[BEGIN Data section]

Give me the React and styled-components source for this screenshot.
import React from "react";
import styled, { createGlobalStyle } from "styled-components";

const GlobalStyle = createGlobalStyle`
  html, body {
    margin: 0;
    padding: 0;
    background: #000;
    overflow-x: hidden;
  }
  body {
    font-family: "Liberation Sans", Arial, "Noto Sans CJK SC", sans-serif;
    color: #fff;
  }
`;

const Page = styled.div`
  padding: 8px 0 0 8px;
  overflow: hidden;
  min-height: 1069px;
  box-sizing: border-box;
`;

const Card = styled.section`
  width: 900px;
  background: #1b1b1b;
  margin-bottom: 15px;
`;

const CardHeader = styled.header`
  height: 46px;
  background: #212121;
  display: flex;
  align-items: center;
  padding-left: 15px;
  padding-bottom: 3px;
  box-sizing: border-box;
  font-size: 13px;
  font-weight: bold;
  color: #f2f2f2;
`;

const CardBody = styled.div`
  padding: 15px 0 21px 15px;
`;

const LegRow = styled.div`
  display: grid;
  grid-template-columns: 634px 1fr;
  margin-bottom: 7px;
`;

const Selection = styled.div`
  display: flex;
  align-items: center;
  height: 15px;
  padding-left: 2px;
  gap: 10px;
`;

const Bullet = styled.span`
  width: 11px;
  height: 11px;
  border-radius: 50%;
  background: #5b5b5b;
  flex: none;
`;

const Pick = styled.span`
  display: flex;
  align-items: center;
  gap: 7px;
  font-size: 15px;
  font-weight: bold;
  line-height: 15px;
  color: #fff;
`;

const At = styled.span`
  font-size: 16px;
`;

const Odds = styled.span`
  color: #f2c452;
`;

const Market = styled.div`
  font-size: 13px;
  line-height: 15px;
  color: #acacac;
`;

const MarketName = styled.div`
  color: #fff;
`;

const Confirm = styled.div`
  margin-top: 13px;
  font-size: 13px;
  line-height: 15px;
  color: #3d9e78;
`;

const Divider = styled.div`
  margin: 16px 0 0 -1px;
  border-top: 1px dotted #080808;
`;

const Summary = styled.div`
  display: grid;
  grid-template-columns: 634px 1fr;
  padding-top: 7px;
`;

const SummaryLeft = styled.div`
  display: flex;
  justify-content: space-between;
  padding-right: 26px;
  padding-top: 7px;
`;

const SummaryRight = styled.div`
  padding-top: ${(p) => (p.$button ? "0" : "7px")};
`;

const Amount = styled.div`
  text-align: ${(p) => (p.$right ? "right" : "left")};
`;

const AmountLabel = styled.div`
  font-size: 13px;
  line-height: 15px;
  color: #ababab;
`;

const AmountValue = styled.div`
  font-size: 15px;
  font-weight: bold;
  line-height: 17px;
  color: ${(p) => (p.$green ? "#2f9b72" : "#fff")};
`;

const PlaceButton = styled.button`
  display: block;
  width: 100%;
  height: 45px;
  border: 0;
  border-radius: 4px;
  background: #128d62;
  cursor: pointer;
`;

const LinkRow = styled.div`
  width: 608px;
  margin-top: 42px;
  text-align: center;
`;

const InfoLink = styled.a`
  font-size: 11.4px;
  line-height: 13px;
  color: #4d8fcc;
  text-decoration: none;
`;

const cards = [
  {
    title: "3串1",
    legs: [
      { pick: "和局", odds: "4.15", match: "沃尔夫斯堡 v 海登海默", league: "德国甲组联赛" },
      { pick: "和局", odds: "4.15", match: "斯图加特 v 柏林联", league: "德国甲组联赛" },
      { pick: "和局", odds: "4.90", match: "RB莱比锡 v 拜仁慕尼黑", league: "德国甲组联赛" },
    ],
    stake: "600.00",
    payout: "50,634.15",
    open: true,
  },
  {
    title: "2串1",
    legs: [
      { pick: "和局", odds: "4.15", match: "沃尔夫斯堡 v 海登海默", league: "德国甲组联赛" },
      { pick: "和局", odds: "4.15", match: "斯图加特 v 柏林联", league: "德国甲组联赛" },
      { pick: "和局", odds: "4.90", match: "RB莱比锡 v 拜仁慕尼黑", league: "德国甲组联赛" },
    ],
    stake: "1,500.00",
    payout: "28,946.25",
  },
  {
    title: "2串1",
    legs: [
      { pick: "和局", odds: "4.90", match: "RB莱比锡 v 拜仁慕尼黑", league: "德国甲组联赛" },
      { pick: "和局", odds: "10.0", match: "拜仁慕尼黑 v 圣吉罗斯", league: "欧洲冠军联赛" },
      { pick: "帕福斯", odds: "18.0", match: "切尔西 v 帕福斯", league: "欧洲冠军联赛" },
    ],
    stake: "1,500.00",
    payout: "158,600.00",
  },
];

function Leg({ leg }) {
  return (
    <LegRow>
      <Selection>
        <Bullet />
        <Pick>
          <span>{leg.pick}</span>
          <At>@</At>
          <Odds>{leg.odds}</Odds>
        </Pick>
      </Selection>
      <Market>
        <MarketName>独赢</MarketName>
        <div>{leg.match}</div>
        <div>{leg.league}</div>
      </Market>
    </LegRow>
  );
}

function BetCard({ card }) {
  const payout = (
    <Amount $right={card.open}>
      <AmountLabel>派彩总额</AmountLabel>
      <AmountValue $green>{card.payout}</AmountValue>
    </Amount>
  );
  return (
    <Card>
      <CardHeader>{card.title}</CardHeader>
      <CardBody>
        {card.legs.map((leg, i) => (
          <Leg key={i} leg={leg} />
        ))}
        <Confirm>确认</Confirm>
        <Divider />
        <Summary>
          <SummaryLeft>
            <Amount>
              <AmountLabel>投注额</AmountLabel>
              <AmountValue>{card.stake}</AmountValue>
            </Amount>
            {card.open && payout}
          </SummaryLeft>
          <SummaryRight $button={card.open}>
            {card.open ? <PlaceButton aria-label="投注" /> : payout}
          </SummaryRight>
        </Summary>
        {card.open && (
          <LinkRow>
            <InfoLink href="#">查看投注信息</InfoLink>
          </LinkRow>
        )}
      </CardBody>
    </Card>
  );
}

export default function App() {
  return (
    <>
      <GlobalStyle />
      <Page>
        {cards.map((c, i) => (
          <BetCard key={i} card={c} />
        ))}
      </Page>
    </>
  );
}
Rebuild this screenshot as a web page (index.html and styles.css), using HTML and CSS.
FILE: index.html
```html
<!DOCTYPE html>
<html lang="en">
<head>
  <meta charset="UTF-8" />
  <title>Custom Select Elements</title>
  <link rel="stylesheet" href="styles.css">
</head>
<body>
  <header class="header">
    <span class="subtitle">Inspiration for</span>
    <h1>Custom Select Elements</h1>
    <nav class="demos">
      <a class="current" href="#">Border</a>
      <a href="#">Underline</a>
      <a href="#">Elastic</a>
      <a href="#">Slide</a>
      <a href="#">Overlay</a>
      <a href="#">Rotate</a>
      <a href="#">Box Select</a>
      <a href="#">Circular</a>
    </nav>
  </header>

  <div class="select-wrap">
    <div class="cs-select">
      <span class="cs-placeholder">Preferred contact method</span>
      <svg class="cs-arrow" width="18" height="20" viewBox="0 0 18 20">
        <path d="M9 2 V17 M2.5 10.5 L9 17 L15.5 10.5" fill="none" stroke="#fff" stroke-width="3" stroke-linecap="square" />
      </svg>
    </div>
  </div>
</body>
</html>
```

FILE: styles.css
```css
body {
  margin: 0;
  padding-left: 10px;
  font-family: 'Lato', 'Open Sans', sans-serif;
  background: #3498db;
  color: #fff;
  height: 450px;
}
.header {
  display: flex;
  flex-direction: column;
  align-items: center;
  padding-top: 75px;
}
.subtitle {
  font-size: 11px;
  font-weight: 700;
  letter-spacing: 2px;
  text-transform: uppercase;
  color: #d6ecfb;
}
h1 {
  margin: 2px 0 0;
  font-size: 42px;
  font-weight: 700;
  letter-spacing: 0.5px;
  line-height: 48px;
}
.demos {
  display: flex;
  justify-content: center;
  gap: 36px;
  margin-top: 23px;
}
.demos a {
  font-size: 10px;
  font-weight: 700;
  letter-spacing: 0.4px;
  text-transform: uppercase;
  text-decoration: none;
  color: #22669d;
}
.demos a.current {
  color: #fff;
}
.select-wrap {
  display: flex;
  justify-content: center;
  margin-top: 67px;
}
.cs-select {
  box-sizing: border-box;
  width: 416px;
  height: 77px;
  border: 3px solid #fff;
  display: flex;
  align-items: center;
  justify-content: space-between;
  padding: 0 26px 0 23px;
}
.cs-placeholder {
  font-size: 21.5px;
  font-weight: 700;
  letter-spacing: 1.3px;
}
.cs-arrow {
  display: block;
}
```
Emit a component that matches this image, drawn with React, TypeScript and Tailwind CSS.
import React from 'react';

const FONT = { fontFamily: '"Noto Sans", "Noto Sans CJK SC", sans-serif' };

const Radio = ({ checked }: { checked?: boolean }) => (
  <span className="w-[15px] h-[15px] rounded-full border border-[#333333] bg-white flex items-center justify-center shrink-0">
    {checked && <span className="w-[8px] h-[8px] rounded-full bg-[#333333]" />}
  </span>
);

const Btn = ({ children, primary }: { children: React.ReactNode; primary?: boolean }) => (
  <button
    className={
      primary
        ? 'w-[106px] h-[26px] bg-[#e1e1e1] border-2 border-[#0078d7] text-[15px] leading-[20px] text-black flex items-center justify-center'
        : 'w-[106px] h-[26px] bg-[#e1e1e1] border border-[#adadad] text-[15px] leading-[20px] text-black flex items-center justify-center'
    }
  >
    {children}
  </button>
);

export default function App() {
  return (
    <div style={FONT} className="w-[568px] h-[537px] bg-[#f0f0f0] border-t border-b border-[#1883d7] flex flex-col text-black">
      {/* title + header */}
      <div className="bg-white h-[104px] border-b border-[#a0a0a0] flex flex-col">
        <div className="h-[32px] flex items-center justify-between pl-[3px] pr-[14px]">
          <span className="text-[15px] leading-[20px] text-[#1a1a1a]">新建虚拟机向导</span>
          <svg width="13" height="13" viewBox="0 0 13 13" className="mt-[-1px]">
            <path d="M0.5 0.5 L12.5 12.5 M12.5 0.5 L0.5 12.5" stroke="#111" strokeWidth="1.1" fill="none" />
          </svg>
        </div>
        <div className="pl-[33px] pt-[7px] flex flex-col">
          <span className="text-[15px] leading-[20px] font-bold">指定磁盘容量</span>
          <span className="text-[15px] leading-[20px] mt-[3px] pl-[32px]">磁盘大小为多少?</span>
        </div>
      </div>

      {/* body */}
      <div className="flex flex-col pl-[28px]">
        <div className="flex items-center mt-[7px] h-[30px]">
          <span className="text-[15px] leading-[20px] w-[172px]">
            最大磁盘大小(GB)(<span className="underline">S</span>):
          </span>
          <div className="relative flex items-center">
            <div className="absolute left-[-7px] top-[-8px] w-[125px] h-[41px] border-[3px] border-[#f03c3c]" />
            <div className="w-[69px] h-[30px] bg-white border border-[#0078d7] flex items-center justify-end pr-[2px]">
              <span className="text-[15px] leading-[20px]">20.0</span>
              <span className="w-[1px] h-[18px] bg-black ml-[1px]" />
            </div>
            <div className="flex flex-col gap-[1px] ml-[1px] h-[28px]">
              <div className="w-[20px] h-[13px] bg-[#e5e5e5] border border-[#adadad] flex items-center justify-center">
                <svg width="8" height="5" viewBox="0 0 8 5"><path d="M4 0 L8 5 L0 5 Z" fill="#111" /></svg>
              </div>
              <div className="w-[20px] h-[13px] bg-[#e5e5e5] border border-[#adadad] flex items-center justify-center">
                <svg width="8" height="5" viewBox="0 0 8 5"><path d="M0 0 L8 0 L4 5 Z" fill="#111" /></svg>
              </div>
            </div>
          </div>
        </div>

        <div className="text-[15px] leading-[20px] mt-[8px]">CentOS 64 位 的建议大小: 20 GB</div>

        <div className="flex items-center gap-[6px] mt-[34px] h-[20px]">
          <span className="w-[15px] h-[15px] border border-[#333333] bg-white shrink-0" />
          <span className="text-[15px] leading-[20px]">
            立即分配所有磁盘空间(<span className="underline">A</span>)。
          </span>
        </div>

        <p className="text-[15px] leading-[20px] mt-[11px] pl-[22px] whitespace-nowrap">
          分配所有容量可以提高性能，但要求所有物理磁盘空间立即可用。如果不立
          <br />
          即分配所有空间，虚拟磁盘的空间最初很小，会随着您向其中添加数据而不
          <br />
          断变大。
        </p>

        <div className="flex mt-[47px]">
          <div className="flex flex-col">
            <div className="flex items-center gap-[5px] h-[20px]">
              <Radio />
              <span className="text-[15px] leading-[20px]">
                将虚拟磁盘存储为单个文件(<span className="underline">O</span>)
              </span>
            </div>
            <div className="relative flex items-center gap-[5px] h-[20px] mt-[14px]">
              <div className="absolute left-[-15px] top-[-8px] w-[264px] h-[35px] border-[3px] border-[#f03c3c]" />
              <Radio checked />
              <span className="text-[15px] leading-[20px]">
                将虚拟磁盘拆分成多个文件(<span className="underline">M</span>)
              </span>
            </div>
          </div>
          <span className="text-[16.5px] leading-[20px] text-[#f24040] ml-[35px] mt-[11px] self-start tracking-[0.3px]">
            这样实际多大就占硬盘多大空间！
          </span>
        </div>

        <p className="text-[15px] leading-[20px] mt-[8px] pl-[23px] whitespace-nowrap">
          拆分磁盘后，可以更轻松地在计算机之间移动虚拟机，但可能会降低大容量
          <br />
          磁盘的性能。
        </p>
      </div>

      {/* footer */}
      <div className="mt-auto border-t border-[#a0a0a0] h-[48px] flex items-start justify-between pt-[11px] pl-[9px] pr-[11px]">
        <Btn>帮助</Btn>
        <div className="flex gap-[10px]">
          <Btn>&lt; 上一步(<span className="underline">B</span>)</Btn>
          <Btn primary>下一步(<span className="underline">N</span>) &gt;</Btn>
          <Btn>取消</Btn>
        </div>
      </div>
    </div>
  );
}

[END Data section]

#### [Work to do]
Return every line above in which the string "this" occurs.

#### [Complete response]
Give me the React and styled-components source for this screenshot.
Rebuild this screenshot as a web page (index.html and styles.css), using HTML and CSS.
Emit a component that matches this image, drawn with React, TypeScript and Tailwind CSS.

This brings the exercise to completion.